Although recent rains have helped, the U.S. Drought Monitor still lists Lampasas County as being in moderate drought.

“If we don’t have significant rains throughout the summer, it’ll probably make hunting around tanks more effective,” Stephens said.

Stephens said although there are larger numbers of dove in the area, they may be somewhat scattered because food is widely distributed.

He encouraged hunters to report any banded doves they harvest during the season, to help with TPWD’s management efforts.

While dove season may get more attention, the September teal-only season also will open soon.

Statewide, the season will last from Sept, 14-29, and includes blue-winged, green-winged and cinnamon teal.

This year’s daily bag limit for the teal season has been increased to six, up from four last year. The possession limit is 18 birds.

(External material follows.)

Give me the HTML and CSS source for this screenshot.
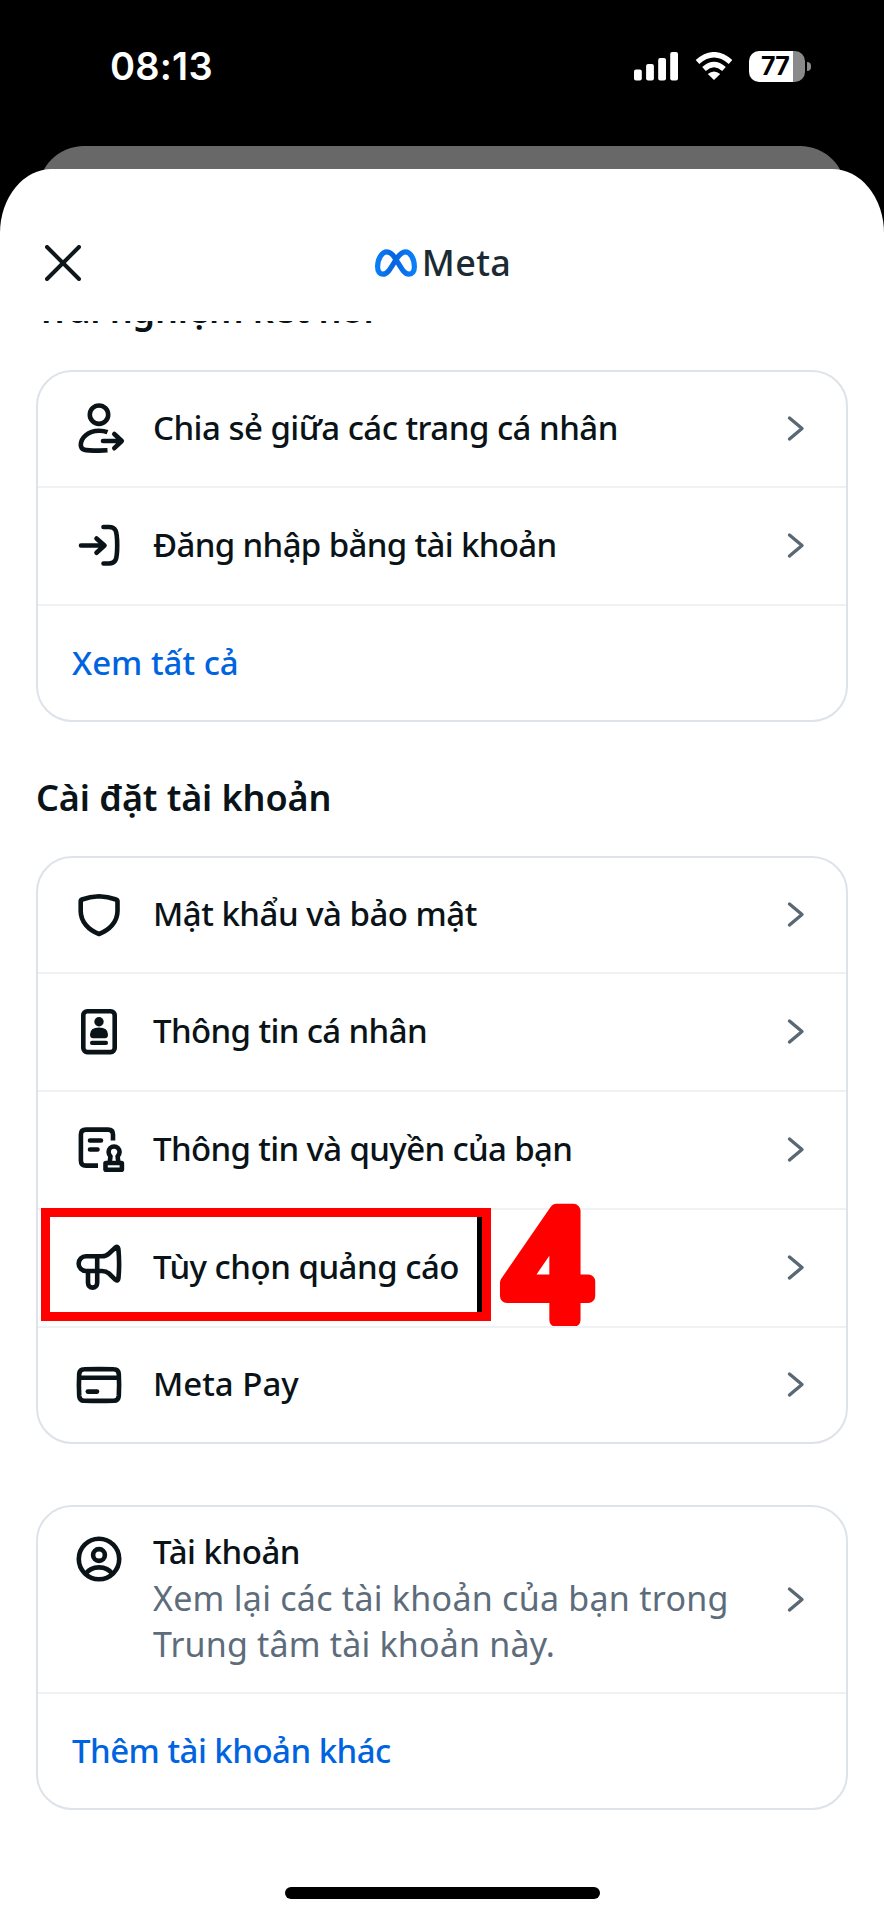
FILE: index.html
```html
<!DOCTYPE html>
<html lang="vi">
<head>
<meta charset="utf-8">
<title>Trung tâm tài khoản</title>
<link rel="stylesheet" href="styles.css">
</head>
<body>
<div class="phone">
  <header class="status">
    <span class="clock">08:13</span>
    <div class="indicators">
      <svg class="signal" viewBox="0 0 44 29"><rect x="0" y="17.5" width="7.8" height="11" rx="2"/><rect x="12.1" y="12" width="7.8" height="16.5" rx="2"/><rect x="24.2" y="6" width="7.8" height="22.5" rx="2"/><rect x="36.2" y="0" width="7.8" height="28.5" rx="2"/></svg>
      <svg class="wifi" viewBox="0 0 38 28"><path d="M2.500 10Q19-4.500 35.500 10M9 17Q19 8 29 17" fill="none" stroke="#fff" stroke-width="5.400"/><path d="M12.800 22Q19 17 25.200 22L19 28Z" fill="#fff"/></svg>
      <div class="battery"><span class="level">77</span><span class="nub"></span></div>
    </div>
  </header>
  <div class="backsheet"></div>
  <main class="sheet">
    <div class="topbar">
      <svg class="close" viewBox="0 0 36 36"><path d="M2 2L34 34M34 2L2 34"/></svg>
      <div class="brand">
        <svg class="logo" viewBox="0 0 42 28"><defs><linearGradient id="mg" x1="0" x2="1" y1="0" y2="0"><stop offset="0" stop-color="#0a7cf5"/><stop offset=".45" stop-color="#0764e0"/><stop offset="1" stop-color="#0a7ff8"/></linearGradient></defs><path d="M21 10.500C17.500 4.500 15 2.800 11.800 2.800C6.800 2.800 2.600 10 2.600 17.500C2.600 22.500 4.700 25.200 8 25.200C12 25.200 14.500 21.500 21 10.500C25 4.500 27.200 2.800 30.200 2.800C35.500 2.800 39.400 10 39.400 17.800C39.400 22.600 37.300 25.200 34 25.200C29.500 25.200 27.500 21 21 10.500Z"/></svg>
        <span class="brandname">Meta</span>
      </div>
    </div>
    <div class="clip"><h2 class="heading">Trải nghiệm kết nối</h2></div>

    <section class="card">
      <a class="row">
        <svg class="icon" viewBox="0 0 56 56"><circle cx="28" cy="13.700" r="9.200"/><path d="M36.500 31.200C34 30.200 31 29.700 28 29.700C17 29.700 9.800 37 9.800 44C9.800 49 13 49.600 28 49.600L36.500 49.200"/><path class="cap" d="M32 40H50.500M43.300 33L50.800 40L43.300 47.200"/></svg>
        <span class="label ls-share">Chia sẻ giữa các trang cá nhân</span>
        <svg class="chev" viewBox="0 0 24 28"><path d="M5.500 3L18 13.500L5.500 24"/></svg>
      </a>
      <a class="row">
        <svg class="icon" viewBox="0 0 56 56"><path class="cap" d="M10 27.500H33M25.500 20.500L33.500 27.500L25.500 34.800M32.500 9H38C44.500 9 46.200 12 46.200 27.200S44.500 45.500 38 45.500H32.500"/></svg>
        <span class="label ls-tight">Đăng nhập bằng tài khoản</span>
        <svg class="chev" viewBox="0 0 24 28"><path d="M5.500 3L18 13.500L5.500 24"/></svg>
      </a>
      <a class="row link"><span class="label">Xem tất cả</span></a>
    </section>

    <h2 class="heading section-title">Cài đặt tài khoản</h2>

    <section class="card settings">
      <a class="row">
        <svg class="icon" viewBox="0 0 56 56"><path d="M28 9.200Q37 9.400 45 12.500Q46.500 13 46.500 14.500V24C46.500 35 38 43.500 28 47C18 43.500 9.700 35 9.700 24V14.500Q9.700 13 11 12.500Q19 9.400 28 9.200Z"/></svg>
        <span class="label ls-mid">Mật khẩu và bảo mật</span>
        <svg class="chev" viewBox="0 0 24 28"><path d="M5.500 3L18 13.500L5.500 24"/></svg>
      </a>
      <a class="row">
        <svg class="icon" viewBox="0 0 56 56"><rect x="12.300" y="7.300" width="31.400" height="40.800" rx="4"/><g class="solid"><circle cx="28" cy="17.700" r="4.700"/><path d="M19 30.500Q19 23.500 28 23.500Q37 23.500 37 30.500Q37 34.300 34 34.300H22Q19 34.300 19 30.500Z"/><rect x="19" y="36.800" width="18" height="4.200" rx="2"/></g></svg>
        <span class="label ls-info">Thông tin cá nhân</span>
        <svg class="chev" viewBox="0 0 24 28"><path d="M5.500 3L18 13.500L5.500 24"/></svg>
      </a>
      <a class="row">
        <svg class="icon" viewBox="0 0 56 56"><path d="M42 18.500V12.500Q42 7.600 37 7.600H15Q9.900 7.600 9.900 12.600V38.400Q9.900 43.600 15 43.600H27"/><path class="cap" d="M19 18.500H30M19 27.500H26.500"/><path d="M38.500 41L39.500 34.500Q37.600 32 37.600 30a5.500 5.500 0 0 1 11 0Q48.600 32 46.600 34.500L47.500 41"/><rect x="34.500" y="41" width="16.400" height="6.800" rx=".5"/></svg>
        <span class="label ls-tight">Thông tin và quyền của bạn</span>
        <svg class="chev" viewBox="0 0 24 28"><path d="M5.500 3L18 13.500L5.500 24"/></svg>
      </a>
      <a class="row">
        <svg class="icon" viewBox="0 0 56 56"><path d="M17 31V43a4.600 4.600 0 0 0 9.200 0V16.300M17 31H31Q35 31 38 33.500L44.500 39.800Q47 41.800 47.400 38.500Q48.800 24 47.400 9Q47 5.800 44.500 7.500L38 13.500Q35 16.300 31 16.300H15a7.350 7.350 0 0 0 0 14.700H17"/></svg>
        <span class="label ls-ads">Tùy chọn quảng cáo</span>
        <svg class="chev" viewBox="0 0 24 28"><path d="M5.500 3L18 13.500L5.500 24"/></svg>
        <span class="highlight"></span>
        <svg class="step" viewBox="0 0 110 140"><text x="8" y="124">4</text></svg>
      </a>
      <a class="row">
        <svg class="icon" viewBox="0 0 56 56"><path d="M13 12.300Q28 11.900 43 12.300Q47.400 12.300 47.800 17Q48.400 28 47.800 39Q47.400 43.700 43 43.700Q28 44.100 13 43.700Q8.600 43.700 8.200 39Q7.600 28 8.200 17Q8.600 12.300 13 12.300ZM8 20.800H48"/><path class="cap" d="M16.800 34.600H26"/></svg>
        <span class="label">Meta Pay</span>
        <svg class="chev" viewBox="0 0 24 28"><path d="M5.500 3L18 13.500L5.500 24"/></svg>
      </a>
    </section>

    <section class="card accounts">
      <a class="row tall">
        <svg class="icon" viewBox="0 0 56 56"><circle cx="28" cy="28" r="20.200"/><circle cx="28" cy="24" r="5.900"/><path d="M14.500 43Q19 36.400 28 36.400T41.500 43"/></svg>
        <span class="copy">
          <span class="ls-ads">Tài khoản</span>
          <span class="sub">Xem lại các tài khoản của bạn trong</span>
          <span class="sub second">Trung tâm tài khoản này.</span>
        </span>
        <svg class="chev" viewBox="0 0 24 28"><path d="M5.500 3L18 13.500L5.500 24"/></svg>
      </a>
      <a class="row link"><span class="label ls-share">Thêm tài khoản khác</span></a>
    </section>
    <div class="homebar"></div>
  </main>
</div>
</body>
</html>
```
FILE: styles.css
```css
* { box-sizing: border-box; }
body { margin: 0; background: #000; font-family: "Noto Sans", sans-serif; }
.phone { width: 884px; height: 1916px; overflow: hidden; background: #000; display: flex; flex-direction: column; }

.status { height: 146px; flex: none; padding: 48px 73px 0 110px; display: flex; justify-content: space-between; align-items: flex-start; }
.clock { font: 600 38px/36px Inter, sans-serif; color: #fff; letter-spacing: 0.2px; }
.indicators { display: flex; align-items: center; height: 36px; }
.signal { width: 44px; height: 29px; fill: #fff; margin-right: 17px; }
.wifi { width: 38px; height: 28px; margin-right: 16px; }
.battery { position: relative; width: 56px; height: 31px; border-radius: 10px; background: linear-gradient(90deg, #fff 44px, #8a8a8a 44px); margin-right: 6px; }
.level { position: absolute; left: 12px; top: 0; font: 700 25px/31px Inter, sans-serif; color: #000; letter-spacing: -0.8px; }
.nub { position: absolute; left: 58px; top: 11px; width: 3.5px; height: 9px; border-radius: 0 4px 4px 0; background: #8a8a8a; }

.backsheet { flex: none; height: 60px; margin: 0 38px -37px; border-radius: 46px 46px 0 0; background: #686868; }
.sheet { position: relative; flex: 1; background: #fff; border-radius: 52px 52px 0 0 / 64px 64px 0 0; display: flex; flex-direction: column; }
.topbar { height: 152px; flex: none; padding: 76px 45px 0; display: grid; grid-template-columns: 36px 1fr 36px; align-items: start; }
.close { width: 36px; height: 36px; stroke: #0e171b; stroke-width: 4; stroke-linecap: round; }
.brand { display: flex; justify-content: center; align-items: center; height: 36px; gap: 5px; padding-left: 2px; }
.logo { width: 42px; height: 28px; fill: none; stroke: url(#mg); stroke-width: 5.200; }
.brandname { font-size: 36px; line-height: 36px; font-weight: 500; color: #1c2b33; letter-spacing: 0.3px; }

.clip { height: 49px; flex: none; overflow: hidden; display: flex; align-items: flex-start; }
.heading { margin: 0 0 0 36px; font-size: 36px; line-height: 44px; font-weight: 600; color: #0a1317; letter-spacing: -0.1px; white-space: nowrap; }
.clip .heading { margin-top: -33px; }
.section-title { margin-top: 54px; height: 80px; }

.card { flex: none; margin: 0 36px; border: 2px solid #dde3e8; border-radius: 36px; }
.row { position: relative; display: flex; align-items: center; height: 118px; border-top: 2px solid #eef2f4; padding: 0 38px 0 33px; font-size: 33px; line-height: 46px; font-weight: 500; color: #0a1317; white-space: nowrap; }
.row:first-child { height: 114px; border-top: 0; }
.row:last-child { height: 116px; }
.icon { flex: none; width: 56px; height: 56px; fill: none; stroke: #0a1317; stroke-width: 4.600; stroke-linejoin: round; margin-right: 26px; }
.cap { stroke-linecap: round; }
.solid { fill: #0a1317; stroke: none; }
.label { padding-bottom: 3px; }
.link .label { padding-bottom: 1px; }
.chev { flex: none; margin-left: auto; width: 24px; height: 28px; fill: none; stroke: #5a6873; stroke-width: 3.400; stroke-linecap: round; stroke-linejoin: round; }
.link { color: #0064e0; padding-left: 34px; }
.ls-share { letter-spacing: -0.52px; }
.ls-tight { letter-spacing: -0.64px; }
.ls-mid { letter-spacing: -0.5px; }
.ls-info { letter-spacing: -0.62px; }
.ls-ads { letter-spacing: -0.5px; }
.accounts { margin-top: 61px; }
.row.tall { height: 185px; }
.tall .icon { align-self: flex-start; margin-top: 24px; }
.copy { display: flex; flex-direction: column; align-items: flex-start; padding-bottom: 4px; }
.sub { color: #5d6c7b; font-weight: 400; font-size: 34px; letter-spacing: 0.26px; }
.second { letter-spacing: 0.18px; }

/* callout drawn over the list */
.highlight { position: absolute; left: 3px; top: -2px; width: 450px; height: 113px; border: 9px solid #f00; box-shadow: inset -5px 0 0 #000; }
.step { position: absolute; left: 458px; top: -14px; width: 110px; height: 140px; overflow: visible; }
.step text { font: 600 152px "Open Sans", sans-serif; fill: #f00; stroke: #f00; stroke-width: 14; stroke-linejoin: round; }
.homebar { width: 315px; height: 12px; border-radius: 6px; background: #000; margin: 77px auto 0; }
```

Hunting and fishing licenses for the 2013-2014 season will go on sale Aug. 15, as 2012- 2013 licenses expire Aug. 31.

A license is required to hunt any game animal in Texas. A basic hunting license for residents of the state costs $25.

A Texas Migratory Game Bird Stamp Endorsement costs $7 and is required for hunting dove and ducks. A Federal Migratory Bird Hunting and Conservation Stamp (duck stamp) also is required to hunt ducks and costs an additional $15.

A Super Combo, which includes a hunting and fishing license plus all state-required stamp endorsements, costs $68.

Other license options such as a senior resident license, a lifetime hunting license and a military super combo license also are available.